* Start Dataset records *
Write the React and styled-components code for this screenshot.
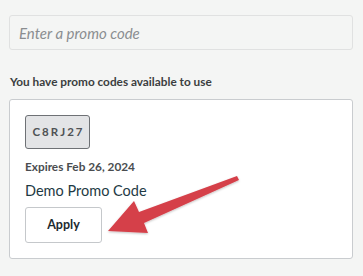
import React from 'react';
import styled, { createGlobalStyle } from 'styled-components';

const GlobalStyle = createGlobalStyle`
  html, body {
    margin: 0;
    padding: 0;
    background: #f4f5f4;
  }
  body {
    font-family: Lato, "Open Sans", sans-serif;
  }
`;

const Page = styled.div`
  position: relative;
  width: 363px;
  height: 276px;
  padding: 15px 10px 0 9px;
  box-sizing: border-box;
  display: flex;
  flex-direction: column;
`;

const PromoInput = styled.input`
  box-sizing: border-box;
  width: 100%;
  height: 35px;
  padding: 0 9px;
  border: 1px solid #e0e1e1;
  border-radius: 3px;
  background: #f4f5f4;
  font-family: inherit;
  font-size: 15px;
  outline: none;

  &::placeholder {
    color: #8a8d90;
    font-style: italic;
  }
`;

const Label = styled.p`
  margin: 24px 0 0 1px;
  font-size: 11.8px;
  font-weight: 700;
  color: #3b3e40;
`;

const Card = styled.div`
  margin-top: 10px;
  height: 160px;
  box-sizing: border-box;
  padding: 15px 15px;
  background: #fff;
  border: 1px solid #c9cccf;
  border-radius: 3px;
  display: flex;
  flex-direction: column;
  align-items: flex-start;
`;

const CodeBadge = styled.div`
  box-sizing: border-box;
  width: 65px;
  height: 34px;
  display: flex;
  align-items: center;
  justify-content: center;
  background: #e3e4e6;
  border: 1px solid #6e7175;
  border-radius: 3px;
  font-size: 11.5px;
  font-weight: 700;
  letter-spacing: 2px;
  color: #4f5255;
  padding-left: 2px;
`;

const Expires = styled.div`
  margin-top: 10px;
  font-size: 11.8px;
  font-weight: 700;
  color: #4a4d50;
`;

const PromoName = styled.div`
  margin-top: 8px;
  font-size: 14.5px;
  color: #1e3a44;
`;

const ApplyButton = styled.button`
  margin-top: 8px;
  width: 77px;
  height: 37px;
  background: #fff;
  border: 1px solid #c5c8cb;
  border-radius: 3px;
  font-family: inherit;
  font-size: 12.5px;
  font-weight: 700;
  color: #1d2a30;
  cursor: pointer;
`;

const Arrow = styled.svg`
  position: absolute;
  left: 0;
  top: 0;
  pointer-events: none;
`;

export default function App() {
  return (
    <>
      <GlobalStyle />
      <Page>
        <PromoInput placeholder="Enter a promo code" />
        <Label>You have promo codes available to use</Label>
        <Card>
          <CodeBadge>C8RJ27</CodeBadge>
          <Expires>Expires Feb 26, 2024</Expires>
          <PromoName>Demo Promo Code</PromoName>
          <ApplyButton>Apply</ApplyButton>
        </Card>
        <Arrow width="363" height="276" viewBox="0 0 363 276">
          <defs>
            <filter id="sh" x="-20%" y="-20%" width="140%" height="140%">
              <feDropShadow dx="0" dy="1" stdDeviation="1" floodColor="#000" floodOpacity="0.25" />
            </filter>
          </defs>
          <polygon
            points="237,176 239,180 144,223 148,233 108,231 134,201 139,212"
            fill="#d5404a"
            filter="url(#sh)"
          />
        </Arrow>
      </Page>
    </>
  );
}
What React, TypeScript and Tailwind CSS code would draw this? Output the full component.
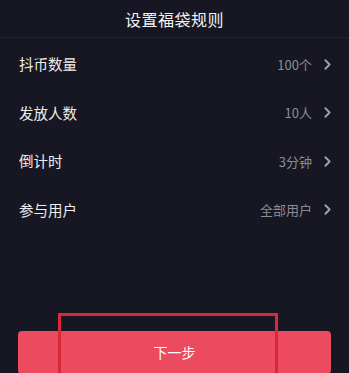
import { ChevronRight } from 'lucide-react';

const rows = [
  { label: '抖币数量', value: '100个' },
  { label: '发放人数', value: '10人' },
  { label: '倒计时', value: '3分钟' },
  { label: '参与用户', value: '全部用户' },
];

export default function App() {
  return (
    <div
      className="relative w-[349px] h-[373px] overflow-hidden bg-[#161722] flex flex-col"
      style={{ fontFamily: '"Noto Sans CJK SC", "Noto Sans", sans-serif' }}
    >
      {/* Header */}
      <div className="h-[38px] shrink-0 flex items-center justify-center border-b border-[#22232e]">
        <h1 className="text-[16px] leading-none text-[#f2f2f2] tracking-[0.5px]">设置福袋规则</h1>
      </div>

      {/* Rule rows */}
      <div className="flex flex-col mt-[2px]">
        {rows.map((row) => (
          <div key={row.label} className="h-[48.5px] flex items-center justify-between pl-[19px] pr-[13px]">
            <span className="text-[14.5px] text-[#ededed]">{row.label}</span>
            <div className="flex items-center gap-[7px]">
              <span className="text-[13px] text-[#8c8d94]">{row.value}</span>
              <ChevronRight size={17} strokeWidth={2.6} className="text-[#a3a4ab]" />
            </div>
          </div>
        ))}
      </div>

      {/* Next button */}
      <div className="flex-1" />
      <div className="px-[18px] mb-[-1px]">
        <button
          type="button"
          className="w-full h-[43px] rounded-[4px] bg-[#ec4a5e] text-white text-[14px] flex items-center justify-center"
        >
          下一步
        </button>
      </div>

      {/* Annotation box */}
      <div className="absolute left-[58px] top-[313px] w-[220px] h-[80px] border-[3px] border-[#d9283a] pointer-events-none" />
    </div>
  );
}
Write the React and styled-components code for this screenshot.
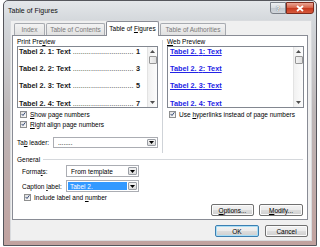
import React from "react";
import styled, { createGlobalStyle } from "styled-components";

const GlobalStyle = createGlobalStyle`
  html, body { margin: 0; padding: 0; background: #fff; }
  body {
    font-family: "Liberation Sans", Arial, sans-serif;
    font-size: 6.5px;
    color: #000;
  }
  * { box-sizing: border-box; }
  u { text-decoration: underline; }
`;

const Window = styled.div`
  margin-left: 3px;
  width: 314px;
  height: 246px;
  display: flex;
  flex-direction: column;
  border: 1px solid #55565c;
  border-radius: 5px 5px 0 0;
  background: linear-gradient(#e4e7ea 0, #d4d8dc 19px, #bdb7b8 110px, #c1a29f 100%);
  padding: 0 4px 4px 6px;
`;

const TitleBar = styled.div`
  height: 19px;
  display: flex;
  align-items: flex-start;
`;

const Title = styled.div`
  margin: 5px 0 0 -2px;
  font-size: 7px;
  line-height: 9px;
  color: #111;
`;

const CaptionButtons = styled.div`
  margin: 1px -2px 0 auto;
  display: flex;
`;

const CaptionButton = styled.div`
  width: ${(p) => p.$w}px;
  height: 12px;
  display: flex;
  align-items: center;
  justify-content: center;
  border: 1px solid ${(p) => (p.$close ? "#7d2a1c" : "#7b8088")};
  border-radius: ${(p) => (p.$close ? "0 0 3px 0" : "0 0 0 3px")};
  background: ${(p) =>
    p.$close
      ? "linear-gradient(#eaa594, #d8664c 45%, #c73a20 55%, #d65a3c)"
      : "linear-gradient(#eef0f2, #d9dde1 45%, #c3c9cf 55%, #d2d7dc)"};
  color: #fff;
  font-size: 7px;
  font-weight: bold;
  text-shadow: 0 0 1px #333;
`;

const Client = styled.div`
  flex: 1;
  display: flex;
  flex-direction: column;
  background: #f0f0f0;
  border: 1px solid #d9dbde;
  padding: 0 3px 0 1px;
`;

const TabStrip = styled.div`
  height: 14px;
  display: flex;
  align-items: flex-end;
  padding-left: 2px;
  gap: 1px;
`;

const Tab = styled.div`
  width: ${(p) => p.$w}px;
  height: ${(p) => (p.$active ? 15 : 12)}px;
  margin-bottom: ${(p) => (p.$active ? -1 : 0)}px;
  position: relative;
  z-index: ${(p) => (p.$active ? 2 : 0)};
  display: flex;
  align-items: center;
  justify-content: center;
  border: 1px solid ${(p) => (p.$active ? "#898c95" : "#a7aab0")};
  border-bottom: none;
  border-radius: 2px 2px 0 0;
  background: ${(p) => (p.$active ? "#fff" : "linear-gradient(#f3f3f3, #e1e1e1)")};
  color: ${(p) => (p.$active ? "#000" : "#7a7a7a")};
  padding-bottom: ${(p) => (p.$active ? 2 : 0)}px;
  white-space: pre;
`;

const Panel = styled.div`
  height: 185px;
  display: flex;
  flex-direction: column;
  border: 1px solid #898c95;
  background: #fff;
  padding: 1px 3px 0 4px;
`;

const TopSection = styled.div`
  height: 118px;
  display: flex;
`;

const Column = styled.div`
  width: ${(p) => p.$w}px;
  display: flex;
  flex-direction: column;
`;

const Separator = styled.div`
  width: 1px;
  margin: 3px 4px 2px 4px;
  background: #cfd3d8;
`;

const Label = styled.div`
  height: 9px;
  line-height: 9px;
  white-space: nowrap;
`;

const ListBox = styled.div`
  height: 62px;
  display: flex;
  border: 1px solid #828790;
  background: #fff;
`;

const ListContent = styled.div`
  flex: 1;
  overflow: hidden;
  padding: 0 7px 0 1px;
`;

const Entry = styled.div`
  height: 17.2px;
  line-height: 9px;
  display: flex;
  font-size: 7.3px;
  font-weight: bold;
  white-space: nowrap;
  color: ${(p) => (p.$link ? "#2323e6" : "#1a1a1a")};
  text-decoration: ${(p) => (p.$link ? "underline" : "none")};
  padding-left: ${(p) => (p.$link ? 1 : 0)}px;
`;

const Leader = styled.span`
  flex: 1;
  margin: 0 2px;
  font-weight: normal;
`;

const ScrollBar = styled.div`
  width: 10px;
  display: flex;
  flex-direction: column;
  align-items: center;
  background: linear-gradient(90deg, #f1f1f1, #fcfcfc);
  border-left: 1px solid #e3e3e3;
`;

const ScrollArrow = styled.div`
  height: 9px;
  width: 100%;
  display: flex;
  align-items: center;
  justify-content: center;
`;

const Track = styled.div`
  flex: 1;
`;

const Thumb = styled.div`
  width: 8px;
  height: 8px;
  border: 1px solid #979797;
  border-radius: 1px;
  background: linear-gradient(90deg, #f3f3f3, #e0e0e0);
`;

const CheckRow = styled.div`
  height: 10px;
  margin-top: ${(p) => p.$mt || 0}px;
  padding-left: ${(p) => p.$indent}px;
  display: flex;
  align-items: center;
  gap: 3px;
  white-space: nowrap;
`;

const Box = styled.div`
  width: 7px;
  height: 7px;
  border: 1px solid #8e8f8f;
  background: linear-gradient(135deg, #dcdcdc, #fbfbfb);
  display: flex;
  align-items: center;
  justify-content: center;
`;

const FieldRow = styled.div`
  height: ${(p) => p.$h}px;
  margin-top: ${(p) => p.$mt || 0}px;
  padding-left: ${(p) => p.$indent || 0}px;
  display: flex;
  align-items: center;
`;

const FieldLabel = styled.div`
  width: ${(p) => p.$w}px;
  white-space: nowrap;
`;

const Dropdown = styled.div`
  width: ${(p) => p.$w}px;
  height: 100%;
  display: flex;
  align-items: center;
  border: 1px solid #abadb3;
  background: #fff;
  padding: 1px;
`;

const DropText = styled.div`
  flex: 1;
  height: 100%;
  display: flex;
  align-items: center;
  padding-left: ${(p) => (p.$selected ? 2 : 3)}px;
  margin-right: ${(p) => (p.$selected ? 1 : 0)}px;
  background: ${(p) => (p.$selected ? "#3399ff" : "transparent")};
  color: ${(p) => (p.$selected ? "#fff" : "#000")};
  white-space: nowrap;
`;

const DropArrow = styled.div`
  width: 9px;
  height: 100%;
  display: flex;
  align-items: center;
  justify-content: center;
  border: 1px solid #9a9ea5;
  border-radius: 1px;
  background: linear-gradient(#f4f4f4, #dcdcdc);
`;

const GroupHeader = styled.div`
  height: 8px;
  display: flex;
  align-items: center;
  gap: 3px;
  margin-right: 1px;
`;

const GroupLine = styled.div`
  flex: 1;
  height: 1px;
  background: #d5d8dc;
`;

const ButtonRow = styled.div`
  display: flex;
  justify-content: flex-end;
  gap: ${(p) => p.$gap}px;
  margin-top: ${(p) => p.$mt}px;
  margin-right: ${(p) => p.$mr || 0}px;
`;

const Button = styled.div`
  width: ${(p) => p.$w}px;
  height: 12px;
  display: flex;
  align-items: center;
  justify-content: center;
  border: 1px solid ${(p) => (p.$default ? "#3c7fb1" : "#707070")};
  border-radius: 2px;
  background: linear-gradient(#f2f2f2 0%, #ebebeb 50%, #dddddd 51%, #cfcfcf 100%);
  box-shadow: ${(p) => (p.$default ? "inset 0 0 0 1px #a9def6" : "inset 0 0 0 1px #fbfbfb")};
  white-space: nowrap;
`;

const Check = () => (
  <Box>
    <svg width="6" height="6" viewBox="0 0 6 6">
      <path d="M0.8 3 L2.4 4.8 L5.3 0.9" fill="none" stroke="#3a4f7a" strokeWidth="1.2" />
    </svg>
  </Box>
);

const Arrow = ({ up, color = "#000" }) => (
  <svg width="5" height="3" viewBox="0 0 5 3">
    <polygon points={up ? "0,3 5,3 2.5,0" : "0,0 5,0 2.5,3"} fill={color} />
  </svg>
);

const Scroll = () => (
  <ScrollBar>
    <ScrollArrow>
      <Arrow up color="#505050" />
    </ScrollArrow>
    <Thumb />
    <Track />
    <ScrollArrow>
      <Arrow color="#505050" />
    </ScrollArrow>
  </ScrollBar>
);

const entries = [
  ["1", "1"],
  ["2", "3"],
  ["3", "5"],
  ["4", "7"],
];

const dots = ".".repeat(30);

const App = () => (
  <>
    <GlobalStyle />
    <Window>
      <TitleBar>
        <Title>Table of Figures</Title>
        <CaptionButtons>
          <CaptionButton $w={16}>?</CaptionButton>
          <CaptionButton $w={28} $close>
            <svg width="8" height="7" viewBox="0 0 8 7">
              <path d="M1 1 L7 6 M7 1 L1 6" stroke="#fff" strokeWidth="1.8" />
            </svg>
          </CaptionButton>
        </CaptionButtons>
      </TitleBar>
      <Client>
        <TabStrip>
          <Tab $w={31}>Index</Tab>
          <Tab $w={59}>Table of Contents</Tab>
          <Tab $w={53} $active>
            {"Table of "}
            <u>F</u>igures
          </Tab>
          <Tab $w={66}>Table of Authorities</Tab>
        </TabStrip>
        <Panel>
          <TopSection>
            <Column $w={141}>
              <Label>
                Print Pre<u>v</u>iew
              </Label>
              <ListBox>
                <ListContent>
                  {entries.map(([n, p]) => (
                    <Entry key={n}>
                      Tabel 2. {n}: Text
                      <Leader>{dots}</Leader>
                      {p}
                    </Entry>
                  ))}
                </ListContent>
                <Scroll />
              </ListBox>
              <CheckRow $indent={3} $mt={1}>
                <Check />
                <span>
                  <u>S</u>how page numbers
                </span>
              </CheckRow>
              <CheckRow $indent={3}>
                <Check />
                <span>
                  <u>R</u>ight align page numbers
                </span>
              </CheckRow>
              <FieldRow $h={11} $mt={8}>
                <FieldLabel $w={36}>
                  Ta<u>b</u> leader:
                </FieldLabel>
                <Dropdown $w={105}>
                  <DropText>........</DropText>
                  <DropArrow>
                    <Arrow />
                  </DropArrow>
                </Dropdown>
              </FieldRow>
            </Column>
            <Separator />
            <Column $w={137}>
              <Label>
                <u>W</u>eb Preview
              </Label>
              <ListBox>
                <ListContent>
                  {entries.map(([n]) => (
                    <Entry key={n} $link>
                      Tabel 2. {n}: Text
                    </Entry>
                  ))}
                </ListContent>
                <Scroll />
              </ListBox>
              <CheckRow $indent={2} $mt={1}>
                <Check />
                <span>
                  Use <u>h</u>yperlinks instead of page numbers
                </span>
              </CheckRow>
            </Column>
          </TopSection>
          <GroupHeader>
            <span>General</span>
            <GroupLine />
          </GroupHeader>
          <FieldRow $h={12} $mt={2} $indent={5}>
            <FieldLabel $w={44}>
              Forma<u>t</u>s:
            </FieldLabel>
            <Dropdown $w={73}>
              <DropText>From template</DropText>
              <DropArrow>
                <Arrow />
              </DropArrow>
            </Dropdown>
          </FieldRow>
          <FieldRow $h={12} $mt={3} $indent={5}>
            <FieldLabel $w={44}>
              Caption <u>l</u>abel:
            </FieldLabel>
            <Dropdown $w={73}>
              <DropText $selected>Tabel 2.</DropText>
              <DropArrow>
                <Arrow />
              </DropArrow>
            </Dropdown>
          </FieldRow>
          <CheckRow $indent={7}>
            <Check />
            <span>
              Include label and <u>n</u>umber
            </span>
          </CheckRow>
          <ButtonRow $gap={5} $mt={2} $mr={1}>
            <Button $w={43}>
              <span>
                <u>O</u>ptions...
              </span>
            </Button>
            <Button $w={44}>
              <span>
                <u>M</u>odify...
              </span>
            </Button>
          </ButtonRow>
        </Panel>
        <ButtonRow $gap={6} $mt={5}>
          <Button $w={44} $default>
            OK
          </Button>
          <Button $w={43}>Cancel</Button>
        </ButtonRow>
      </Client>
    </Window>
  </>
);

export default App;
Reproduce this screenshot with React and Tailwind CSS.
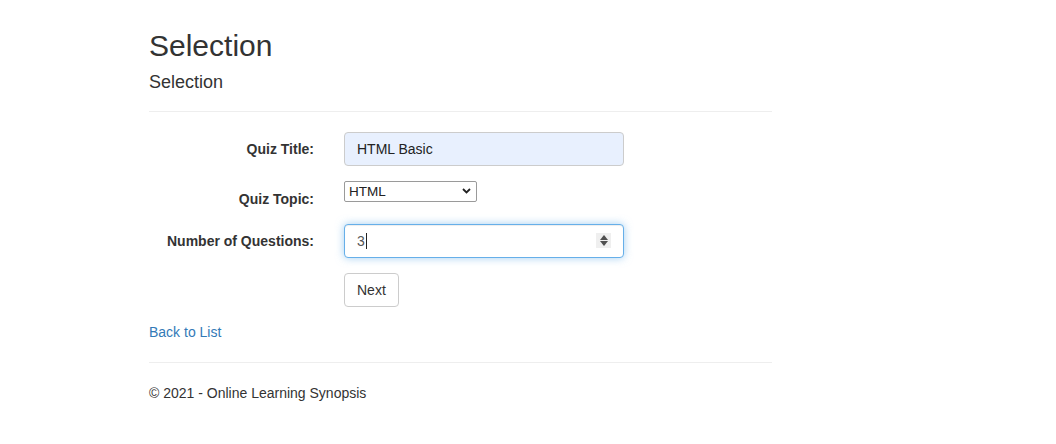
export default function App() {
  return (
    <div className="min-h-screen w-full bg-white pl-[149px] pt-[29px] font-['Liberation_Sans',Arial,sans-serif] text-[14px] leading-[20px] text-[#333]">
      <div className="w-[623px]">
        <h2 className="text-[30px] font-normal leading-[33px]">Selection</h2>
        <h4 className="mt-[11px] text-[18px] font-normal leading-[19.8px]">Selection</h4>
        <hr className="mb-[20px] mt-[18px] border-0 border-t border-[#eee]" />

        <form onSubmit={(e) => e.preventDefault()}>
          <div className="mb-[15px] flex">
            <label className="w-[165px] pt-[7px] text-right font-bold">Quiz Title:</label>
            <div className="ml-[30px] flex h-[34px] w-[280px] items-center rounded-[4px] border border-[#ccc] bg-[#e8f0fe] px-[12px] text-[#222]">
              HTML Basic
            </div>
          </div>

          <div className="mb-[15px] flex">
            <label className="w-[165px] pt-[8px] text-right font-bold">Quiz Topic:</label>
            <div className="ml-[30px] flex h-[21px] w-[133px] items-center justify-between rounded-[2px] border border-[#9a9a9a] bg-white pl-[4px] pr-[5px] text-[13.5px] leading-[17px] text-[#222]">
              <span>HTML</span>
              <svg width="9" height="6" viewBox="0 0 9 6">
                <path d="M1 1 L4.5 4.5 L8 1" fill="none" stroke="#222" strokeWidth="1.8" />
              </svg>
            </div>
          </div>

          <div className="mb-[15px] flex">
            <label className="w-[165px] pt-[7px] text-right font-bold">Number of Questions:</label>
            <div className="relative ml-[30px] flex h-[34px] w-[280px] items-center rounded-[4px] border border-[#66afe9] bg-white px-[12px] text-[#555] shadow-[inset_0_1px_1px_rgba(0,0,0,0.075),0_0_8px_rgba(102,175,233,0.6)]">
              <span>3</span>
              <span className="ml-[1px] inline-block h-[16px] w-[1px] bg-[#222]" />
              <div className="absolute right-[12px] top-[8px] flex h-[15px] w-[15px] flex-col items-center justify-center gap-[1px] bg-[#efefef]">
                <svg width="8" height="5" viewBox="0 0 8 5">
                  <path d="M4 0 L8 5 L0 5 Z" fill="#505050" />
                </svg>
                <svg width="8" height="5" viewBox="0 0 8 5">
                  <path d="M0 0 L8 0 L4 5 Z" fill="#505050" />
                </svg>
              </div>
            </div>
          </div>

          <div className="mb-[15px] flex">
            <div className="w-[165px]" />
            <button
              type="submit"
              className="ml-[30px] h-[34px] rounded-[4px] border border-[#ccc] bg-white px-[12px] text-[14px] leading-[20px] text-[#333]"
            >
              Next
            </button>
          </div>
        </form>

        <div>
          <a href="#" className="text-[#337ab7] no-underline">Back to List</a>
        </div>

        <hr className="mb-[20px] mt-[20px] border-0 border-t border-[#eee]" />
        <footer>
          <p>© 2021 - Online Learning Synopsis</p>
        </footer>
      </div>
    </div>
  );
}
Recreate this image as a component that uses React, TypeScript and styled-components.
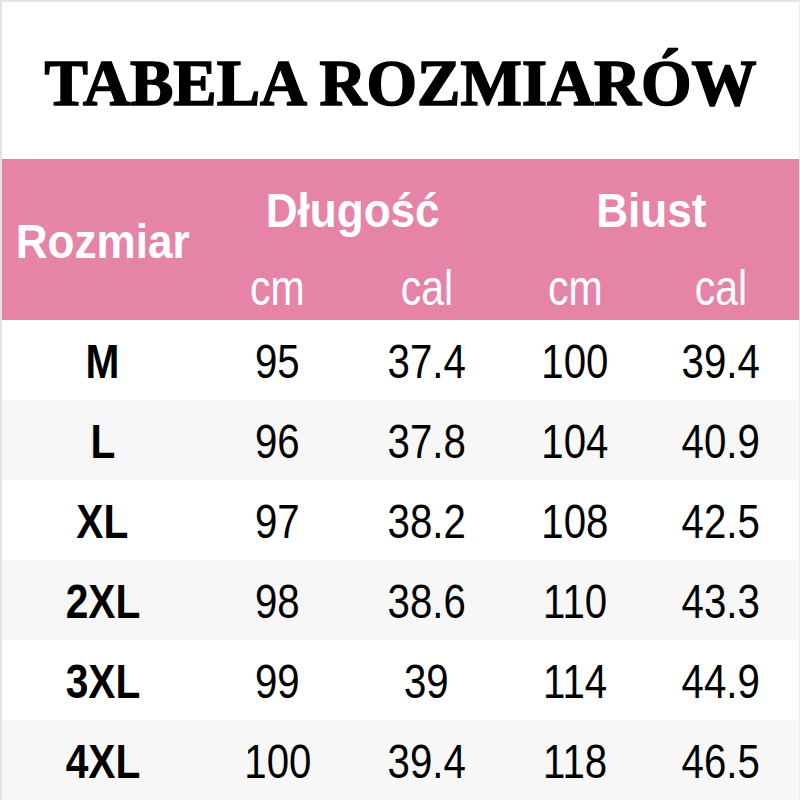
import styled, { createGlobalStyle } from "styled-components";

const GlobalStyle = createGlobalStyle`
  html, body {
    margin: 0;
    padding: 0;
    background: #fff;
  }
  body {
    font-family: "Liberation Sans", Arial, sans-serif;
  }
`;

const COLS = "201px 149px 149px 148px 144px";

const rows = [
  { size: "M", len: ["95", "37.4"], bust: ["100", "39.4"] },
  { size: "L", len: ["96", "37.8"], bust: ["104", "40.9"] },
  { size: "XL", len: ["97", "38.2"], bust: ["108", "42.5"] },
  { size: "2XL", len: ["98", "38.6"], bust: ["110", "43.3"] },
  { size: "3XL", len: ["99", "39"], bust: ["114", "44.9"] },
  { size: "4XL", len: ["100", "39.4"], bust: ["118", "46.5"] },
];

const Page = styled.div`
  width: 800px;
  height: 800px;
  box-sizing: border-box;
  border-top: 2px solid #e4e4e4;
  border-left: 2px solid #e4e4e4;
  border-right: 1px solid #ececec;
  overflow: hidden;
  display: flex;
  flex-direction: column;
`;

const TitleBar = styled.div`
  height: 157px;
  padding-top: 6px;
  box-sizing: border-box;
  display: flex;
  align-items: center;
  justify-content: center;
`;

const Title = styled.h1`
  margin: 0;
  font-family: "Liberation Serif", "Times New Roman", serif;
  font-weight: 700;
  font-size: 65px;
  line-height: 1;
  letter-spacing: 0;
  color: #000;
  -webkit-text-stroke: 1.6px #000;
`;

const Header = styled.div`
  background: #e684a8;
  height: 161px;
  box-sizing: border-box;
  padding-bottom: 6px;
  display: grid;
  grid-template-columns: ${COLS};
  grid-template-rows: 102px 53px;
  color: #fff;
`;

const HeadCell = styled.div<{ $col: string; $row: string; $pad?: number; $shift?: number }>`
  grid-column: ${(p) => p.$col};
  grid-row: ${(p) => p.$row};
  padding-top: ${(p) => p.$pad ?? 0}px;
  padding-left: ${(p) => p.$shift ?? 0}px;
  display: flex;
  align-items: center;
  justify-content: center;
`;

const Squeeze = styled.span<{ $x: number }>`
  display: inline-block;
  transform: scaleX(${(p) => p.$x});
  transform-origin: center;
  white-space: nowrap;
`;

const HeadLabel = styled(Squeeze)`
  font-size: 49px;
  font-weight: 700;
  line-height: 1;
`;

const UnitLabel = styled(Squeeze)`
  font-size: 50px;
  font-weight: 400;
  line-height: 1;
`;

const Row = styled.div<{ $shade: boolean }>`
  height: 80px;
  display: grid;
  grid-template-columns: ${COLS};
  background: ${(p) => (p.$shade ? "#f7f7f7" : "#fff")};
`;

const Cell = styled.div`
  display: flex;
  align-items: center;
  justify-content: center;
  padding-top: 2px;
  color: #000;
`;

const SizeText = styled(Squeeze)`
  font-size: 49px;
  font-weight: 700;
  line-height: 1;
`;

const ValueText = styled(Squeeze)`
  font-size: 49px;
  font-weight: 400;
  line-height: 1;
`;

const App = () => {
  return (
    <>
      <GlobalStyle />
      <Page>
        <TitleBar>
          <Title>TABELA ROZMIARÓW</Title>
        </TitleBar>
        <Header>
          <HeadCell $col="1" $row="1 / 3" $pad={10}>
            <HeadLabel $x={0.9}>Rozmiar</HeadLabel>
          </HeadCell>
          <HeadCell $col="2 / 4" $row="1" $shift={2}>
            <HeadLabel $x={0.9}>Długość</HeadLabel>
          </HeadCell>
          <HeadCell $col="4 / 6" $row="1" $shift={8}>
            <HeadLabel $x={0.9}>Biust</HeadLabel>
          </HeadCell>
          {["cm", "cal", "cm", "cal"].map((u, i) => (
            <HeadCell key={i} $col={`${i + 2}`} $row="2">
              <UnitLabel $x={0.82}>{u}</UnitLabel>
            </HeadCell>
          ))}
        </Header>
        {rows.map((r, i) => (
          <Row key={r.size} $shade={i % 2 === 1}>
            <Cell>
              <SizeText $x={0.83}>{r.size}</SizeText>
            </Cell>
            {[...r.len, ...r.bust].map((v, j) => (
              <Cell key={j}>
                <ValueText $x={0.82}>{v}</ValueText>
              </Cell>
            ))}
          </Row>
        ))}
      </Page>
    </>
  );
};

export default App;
* End Dataset records *
## Request
List the lines of the entries that include "TypeScript".

## Answer to this exercise
What React, TypeScript and Tailwind CSS code would draw this? Output the full component.
Recreate this image as a component that uses React, TypeScript and styled-components.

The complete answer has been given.